Look, not every "no-deal" ends in a multi-million dollar exit. For every Card.io, there are ten companies that walk off the stage and go bankrupt. But Card.io succeeded because they had a product-market fit that was undeniable. They weren't selling a "vibe" or a "brand." They were selling a tool.

The tech landscape in 2026 is vastly different from 2011, but the fundamentals of that pitch remain. Efficiency wins.
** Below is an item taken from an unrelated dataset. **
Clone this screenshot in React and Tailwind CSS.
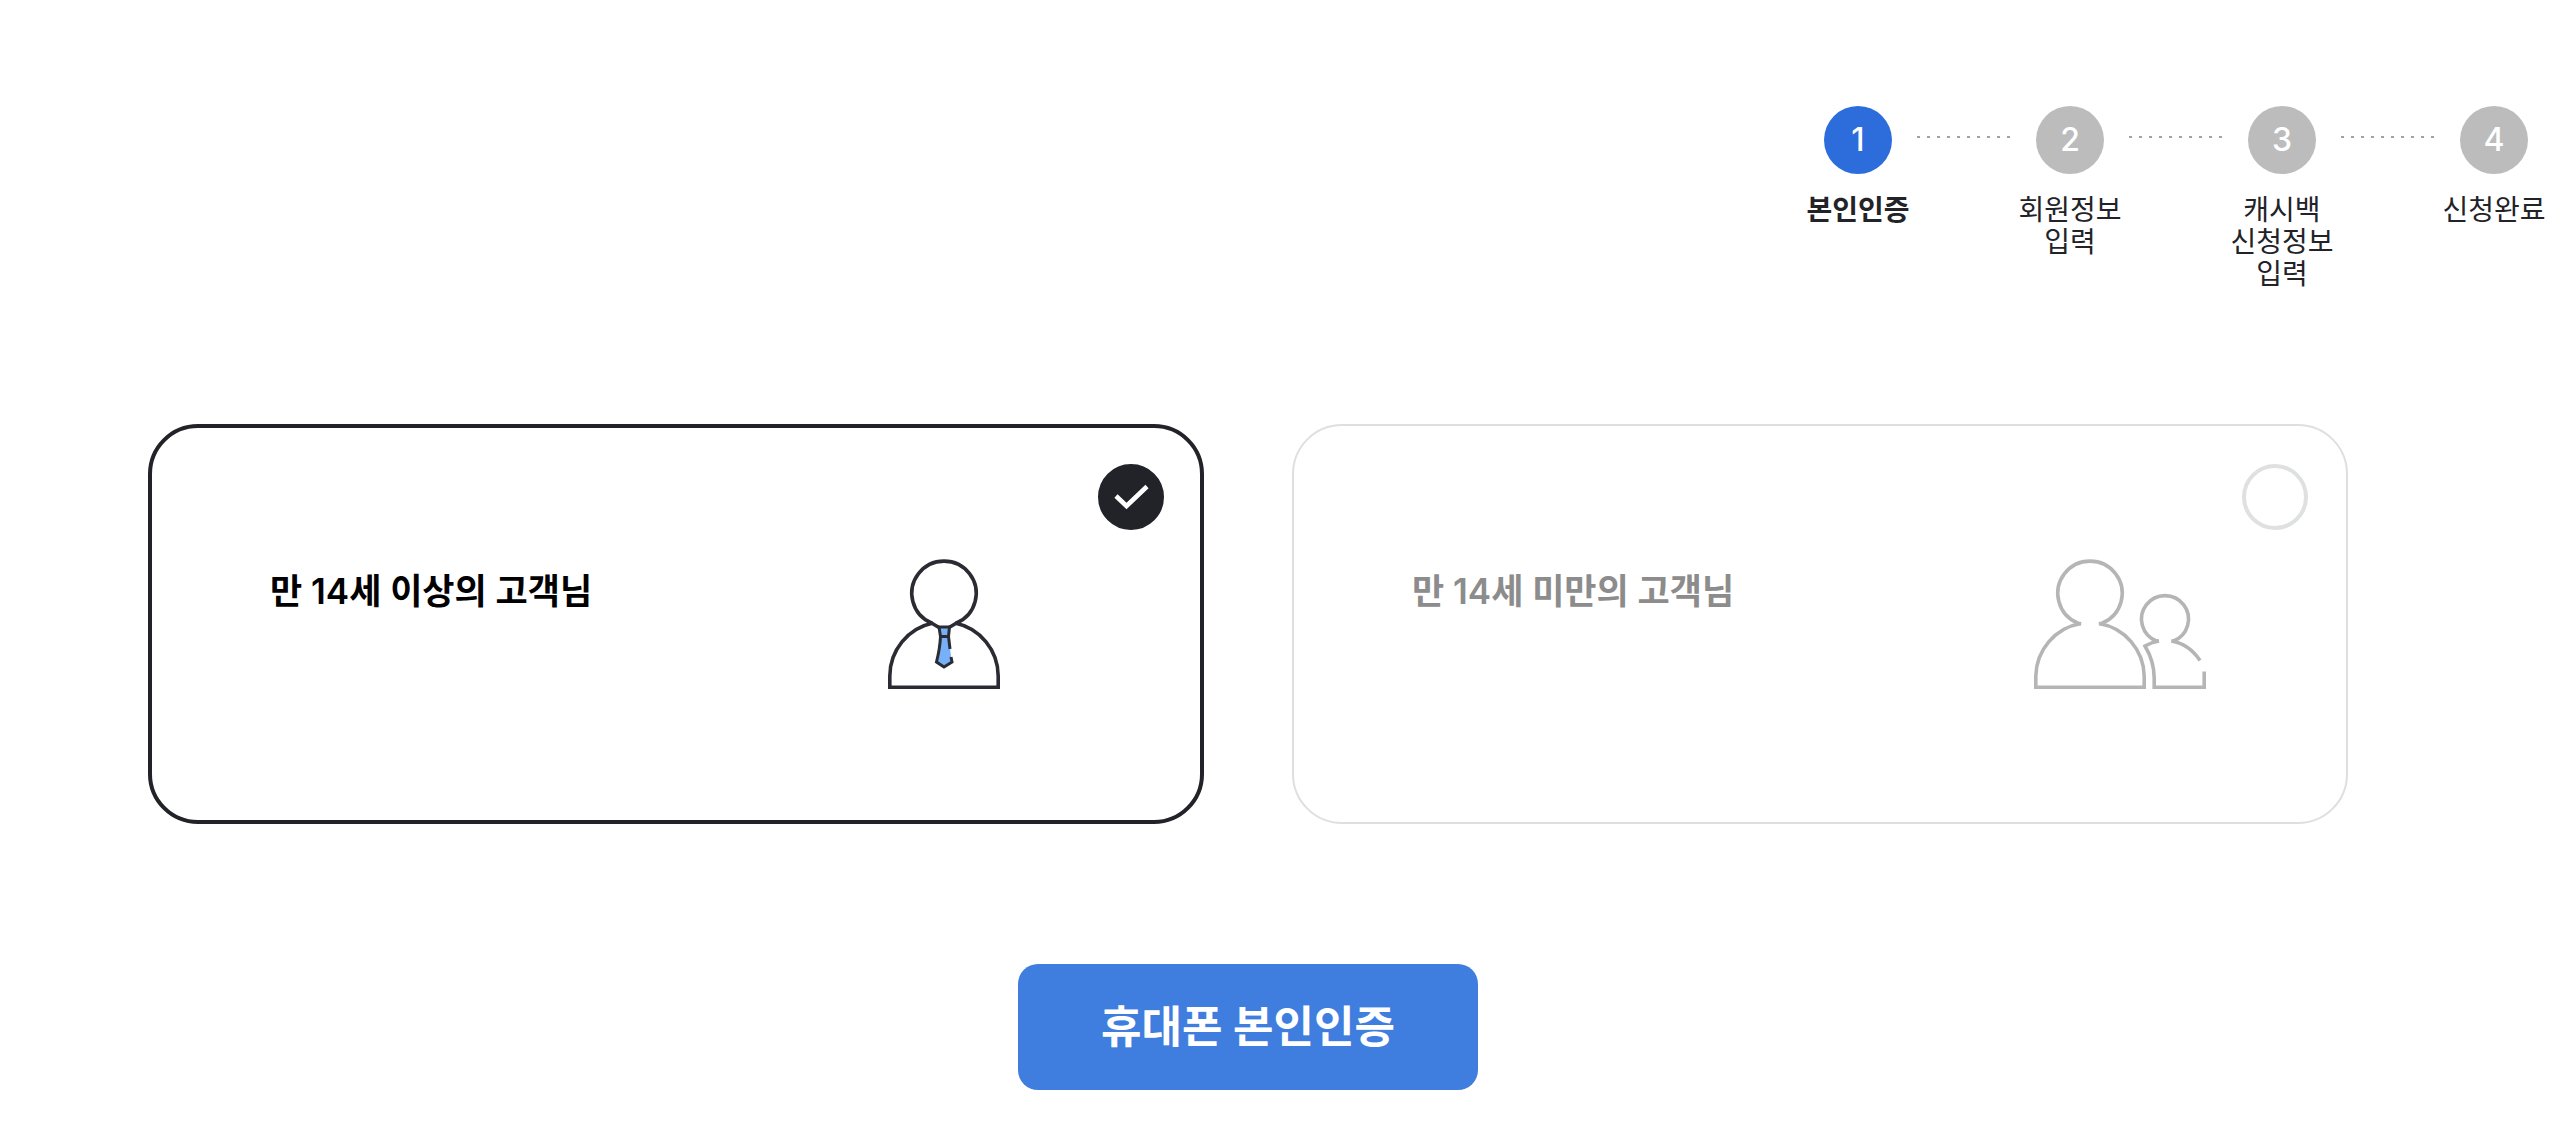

Actionable Steps for Modern Entrepreneurs

If you are currently building a tech product and considering seeking investment, here is how you should handle your "Shark Tank" moment, whether it's in a boardroom or on TV:

  1. Audit your Moat: Can someone with more money replicate your code in a weekend? If yes, you don't have a $10 million company. If no, be prepared to explain why it's hard to build.
  2. Target the "Lazy" Instinct: Card.io succeeded because humans are inherently lazy. We don't want to type. Find the "typing" equivalent in your industry—the boring, repetitive task—and automate it.
  3. Study the Exit: Mettler knew who would want to buy him. He wasn't pitching to the Sharks to run the company for 30 years. He was building an "acqui-hire" target. Identify your top five potential acquirers before you even launch.
  4. Stay Lean: The Card.io team was small and elite. They didn't have a massive marketing budget because the product spoke for itself to other developers.

The story of Card IO Shark Tank is a reminder that the biggest "win" on the show isn't always the handshake at the end. Sometimes, it’s the door hitting you on the way out while you keep 100% of your vision.

The Sharks missed out. PayPal didn't. And your phone's camera is a lot smarter today because of it.